What you will do:
Quote the entries below from the line with "Write the React, TypeScript" through the line with "<Divider />", both ends included, and only those lines.

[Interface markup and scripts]
◇ ◇ ◇

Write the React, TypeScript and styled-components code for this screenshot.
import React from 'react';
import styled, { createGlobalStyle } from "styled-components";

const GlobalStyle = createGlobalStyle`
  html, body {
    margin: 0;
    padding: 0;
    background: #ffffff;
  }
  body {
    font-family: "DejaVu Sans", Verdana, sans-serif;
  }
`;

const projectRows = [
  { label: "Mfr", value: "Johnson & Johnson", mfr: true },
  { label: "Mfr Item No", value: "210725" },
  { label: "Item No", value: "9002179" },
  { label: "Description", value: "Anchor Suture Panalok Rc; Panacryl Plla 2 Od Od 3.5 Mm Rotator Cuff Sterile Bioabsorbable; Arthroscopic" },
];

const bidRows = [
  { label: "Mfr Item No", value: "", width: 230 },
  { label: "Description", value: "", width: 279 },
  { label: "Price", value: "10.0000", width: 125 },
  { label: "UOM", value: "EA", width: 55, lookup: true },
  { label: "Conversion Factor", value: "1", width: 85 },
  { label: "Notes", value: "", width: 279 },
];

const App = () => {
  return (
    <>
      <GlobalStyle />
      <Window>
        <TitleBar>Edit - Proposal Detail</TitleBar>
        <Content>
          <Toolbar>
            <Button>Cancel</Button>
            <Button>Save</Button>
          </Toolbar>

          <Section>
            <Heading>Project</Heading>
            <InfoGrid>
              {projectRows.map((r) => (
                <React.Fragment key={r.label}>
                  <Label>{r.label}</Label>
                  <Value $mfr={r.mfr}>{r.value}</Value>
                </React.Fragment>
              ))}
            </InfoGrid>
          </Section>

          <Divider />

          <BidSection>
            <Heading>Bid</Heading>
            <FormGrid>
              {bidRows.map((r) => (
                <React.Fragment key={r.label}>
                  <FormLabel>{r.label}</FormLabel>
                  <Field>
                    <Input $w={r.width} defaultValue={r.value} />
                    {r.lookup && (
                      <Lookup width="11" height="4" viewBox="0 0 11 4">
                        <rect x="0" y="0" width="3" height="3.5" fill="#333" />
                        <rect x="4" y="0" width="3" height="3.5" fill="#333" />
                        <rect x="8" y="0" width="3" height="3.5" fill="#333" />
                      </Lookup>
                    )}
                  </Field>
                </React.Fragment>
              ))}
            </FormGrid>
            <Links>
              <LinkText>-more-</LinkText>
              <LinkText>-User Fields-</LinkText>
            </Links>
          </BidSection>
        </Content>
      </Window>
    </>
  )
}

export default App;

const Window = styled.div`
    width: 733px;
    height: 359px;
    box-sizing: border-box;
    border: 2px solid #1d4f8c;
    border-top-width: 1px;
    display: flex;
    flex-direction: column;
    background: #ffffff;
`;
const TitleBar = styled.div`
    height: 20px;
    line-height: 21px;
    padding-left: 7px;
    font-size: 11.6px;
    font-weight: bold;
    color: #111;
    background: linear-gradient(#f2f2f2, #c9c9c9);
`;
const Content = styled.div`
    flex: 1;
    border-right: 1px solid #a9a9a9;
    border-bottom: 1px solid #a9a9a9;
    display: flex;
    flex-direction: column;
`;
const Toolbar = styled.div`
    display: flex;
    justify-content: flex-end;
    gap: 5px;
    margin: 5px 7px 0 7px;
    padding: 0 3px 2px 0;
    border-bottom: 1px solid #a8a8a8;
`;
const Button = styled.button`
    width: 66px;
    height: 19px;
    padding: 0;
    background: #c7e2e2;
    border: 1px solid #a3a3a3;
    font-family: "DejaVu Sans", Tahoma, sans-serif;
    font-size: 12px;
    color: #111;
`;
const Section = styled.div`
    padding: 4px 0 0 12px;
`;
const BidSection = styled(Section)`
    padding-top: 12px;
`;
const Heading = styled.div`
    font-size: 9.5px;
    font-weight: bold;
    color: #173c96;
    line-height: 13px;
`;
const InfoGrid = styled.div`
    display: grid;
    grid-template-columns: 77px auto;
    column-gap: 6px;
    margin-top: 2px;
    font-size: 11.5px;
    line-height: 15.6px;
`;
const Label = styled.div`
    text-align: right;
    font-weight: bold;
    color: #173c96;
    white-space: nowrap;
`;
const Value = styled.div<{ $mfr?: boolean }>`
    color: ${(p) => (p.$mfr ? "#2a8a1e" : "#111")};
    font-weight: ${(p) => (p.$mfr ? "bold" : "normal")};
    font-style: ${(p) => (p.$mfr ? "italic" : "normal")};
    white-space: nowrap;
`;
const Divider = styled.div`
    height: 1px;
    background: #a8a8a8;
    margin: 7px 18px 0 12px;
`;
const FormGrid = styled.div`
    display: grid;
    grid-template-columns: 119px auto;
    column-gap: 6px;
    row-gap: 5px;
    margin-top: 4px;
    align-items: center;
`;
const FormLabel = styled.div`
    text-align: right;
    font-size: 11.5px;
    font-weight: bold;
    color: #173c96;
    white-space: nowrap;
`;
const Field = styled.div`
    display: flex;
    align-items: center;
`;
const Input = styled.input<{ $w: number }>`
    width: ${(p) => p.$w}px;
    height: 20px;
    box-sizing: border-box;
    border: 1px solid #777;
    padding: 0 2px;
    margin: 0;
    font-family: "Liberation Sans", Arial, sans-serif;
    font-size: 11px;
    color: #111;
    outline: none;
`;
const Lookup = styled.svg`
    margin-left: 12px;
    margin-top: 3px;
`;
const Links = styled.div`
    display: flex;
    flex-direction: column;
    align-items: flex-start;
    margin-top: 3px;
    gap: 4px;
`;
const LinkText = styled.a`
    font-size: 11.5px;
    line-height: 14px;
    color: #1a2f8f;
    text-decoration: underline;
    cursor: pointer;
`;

◇ ◇ ◇

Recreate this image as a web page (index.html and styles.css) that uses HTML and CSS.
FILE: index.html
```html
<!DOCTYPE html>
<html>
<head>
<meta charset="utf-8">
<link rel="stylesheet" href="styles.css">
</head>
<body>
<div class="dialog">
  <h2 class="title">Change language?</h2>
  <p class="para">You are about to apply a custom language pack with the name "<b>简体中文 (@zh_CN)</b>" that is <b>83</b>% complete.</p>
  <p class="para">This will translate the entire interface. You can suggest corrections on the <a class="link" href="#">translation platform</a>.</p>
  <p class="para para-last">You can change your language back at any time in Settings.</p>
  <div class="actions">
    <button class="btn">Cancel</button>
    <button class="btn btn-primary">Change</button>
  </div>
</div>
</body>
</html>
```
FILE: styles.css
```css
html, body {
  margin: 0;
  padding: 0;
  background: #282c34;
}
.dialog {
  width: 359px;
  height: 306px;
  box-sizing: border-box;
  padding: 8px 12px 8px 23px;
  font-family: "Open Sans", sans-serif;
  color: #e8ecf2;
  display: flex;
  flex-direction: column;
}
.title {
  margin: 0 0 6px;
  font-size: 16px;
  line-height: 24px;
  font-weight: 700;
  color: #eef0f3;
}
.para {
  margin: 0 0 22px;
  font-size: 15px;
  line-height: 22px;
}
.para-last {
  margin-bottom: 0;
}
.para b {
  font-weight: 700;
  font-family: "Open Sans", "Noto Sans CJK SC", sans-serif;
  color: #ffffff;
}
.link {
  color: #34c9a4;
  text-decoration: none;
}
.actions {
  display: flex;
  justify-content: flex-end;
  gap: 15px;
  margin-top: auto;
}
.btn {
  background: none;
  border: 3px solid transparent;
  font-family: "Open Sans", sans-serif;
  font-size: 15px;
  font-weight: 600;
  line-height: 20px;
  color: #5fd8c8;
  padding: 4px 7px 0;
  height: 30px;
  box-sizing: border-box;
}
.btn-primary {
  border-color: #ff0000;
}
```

◇ ◇ ◇

Answer to the task:
Write the React, TypeScript and styled-components code for this screenshot.
import React from 'react';
import styled, { createGlobalStyle } from "styled-components";

const GlobalStyle = createGlobalStyle`
  html, body {
    margin: 0;
    padding: 0;
    background: #ffffff;
  }
  body {
    font-family: "DejaVu Sans", Verdana, sans-serif;
  }
`;

const projectRows = [
  { label: "Mfr", value: "Johnson & Johnson", mfr: true },
  { label: "Mfr Item No", value: "210725" },
  { label: "Item No", value: "9002179" },
  { label: "Description", value: "Anchor Suture Panalok Rc; Panacryl Plla 2 Od Od 3.5 Mm Rotator Cuff Sterile Bioabsorbable; Arthroscopic" },
];

const bidRows = [
  { label: "Mfr Item No", value: "", width: 230 },
  { label: "Description", value: "", width: 279 },
  { label: "Price", value: "10.0000", width: 125 },
  { label: "UOM", value: "EA", width: 55, lookup: true },
  { label: "Conversion Factor", value: "1", width: 85 },
  { label: "Notes", value: "", width: 279 },
];

const App = () => {
  return (
    <>
      <GlobalStyle />
      <Window>
        <TitleBar>Edit - Proposal Detail</TitleBar>
        <Content>
          <Toolbar>
            <Button>Cancel</Button>
            <Button>Save</Button>
          </Toolbar>

          <Section>
            <Heading>Project</Heading>
            <InfoGrid>
              {projectRows.map((r) => (
                <React.Fragment key={r.label}>
                  <Label>{r.label}</Label>
                  <Value $mfr={r.mfr}>{r.value}</Value>
                </React.Fragment>
              ))}
            </InfoGrid>
          </Section>

          <Divider />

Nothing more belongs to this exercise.